= SOURCE DATA =
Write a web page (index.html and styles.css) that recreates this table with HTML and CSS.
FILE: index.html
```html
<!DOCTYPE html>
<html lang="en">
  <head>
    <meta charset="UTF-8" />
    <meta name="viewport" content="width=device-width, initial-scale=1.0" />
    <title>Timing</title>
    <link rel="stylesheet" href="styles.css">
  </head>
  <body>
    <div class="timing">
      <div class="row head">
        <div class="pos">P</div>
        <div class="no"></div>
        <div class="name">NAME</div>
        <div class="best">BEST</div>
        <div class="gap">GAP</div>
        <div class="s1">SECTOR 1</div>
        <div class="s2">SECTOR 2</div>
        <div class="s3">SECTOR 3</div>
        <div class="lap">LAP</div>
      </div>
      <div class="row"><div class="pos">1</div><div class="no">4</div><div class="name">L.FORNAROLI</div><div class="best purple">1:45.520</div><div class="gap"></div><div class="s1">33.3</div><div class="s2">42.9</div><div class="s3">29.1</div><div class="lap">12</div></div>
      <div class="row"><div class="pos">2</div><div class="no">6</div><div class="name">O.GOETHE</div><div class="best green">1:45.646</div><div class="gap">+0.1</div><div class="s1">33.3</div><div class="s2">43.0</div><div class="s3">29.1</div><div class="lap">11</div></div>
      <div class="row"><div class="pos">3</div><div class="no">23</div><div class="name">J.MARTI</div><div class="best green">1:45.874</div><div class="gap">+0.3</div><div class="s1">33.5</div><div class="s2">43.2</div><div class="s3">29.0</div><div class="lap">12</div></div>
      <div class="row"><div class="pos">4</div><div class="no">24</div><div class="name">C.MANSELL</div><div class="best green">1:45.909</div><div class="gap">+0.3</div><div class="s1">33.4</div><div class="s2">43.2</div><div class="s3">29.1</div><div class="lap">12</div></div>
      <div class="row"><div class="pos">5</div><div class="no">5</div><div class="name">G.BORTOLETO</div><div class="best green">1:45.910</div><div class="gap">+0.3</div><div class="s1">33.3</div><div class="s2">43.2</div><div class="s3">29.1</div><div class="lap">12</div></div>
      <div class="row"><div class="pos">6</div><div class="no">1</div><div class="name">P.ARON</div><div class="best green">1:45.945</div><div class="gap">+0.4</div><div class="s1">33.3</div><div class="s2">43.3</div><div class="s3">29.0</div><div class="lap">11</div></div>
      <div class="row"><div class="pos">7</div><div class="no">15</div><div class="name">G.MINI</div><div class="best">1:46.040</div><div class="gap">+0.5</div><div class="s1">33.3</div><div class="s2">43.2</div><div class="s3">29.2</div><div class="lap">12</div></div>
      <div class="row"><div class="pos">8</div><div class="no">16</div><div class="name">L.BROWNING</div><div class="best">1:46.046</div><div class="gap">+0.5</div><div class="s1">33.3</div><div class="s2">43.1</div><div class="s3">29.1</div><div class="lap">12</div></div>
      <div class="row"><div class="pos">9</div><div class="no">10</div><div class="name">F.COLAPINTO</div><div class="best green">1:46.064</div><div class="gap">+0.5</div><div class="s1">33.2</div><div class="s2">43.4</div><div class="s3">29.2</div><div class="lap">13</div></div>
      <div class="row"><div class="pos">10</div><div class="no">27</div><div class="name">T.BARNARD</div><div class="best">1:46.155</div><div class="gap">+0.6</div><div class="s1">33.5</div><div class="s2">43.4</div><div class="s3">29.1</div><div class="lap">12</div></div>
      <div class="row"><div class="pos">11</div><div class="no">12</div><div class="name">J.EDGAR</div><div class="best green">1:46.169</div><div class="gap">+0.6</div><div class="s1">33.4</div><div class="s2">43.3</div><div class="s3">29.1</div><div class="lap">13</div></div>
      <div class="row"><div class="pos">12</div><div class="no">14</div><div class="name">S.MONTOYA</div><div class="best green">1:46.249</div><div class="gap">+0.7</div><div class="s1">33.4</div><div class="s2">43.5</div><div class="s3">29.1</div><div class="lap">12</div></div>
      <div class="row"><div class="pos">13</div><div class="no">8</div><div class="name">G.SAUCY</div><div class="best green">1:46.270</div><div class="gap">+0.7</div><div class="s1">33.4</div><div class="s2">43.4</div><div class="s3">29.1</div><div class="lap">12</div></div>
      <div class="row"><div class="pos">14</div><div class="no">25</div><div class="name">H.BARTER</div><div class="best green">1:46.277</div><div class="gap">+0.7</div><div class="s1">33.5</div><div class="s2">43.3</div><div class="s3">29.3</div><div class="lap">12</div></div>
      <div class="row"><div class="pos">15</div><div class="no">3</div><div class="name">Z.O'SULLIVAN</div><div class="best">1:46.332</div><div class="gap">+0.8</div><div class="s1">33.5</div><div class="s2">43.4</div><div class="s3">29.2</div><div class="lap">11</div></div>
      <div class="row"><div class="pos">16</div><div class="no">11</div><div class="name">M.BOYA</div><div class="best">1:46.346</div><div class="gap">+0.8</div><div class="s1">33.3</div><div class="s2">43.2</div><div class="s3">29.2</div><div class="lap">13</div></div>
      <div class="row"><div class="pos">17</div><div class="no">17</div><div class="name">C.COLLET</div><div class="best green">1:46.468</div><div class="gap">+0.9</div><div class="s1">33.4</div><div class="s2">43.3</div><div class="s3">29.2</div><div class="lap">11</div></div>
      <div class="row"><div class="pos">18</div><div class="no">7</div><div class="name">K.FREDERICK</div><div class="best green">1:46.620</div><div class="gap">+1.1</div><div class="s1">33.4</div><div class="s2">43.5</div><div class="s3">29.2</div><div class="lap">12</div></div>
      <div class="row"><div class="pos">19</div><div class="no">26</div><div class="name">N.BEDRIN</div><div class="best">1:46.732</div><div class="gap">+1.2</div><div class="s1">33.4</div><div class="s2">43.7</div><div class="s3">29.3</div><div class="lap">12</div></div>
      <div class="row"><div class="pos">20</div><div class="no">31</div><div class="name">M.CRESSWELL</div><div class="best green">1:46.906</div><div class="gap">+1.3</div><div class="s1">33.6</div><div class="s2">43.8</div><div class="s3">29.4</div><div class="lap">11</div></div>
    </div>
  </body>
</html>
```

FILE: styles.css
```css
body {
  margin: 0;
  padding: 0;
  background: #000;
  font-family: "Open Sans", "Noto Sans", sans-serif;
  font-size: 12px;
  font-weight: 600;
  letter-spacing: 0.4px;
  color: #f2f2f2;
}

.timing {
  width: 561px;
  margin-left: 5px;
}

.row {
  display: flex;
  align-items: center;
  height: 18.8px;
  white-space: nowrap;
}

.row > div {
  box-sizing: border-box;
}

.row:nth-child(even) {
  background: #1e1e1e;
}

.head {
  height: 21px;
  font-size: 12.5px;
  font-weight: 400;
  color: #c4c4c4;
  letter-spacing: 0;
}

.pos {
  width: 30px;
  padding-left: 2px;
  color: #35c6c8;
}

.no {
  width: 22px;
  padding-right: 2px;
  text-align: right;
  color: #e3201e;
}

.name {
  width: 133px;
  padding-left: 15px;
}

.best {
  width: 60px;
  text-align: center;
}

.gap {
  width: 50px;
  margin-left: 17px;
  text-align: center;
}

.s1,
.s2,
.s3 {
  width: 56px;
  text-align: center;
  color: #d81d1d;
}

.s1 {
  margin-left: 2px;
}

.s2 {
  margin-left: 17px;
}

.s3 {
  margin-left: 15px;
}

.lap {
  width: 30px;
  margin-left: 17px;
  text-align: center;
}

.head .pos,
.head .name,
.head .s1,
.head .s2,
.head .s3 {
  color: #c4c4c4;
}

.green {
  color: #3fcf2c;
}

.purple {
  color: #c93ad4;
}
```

= TO DO =
Which lines include the word "index"? Copy every one of them.

= FINISHED ANSWER =
Write a web page (index.html and styles.css) that recreates this table with HTML and CSS.
FILE: index.html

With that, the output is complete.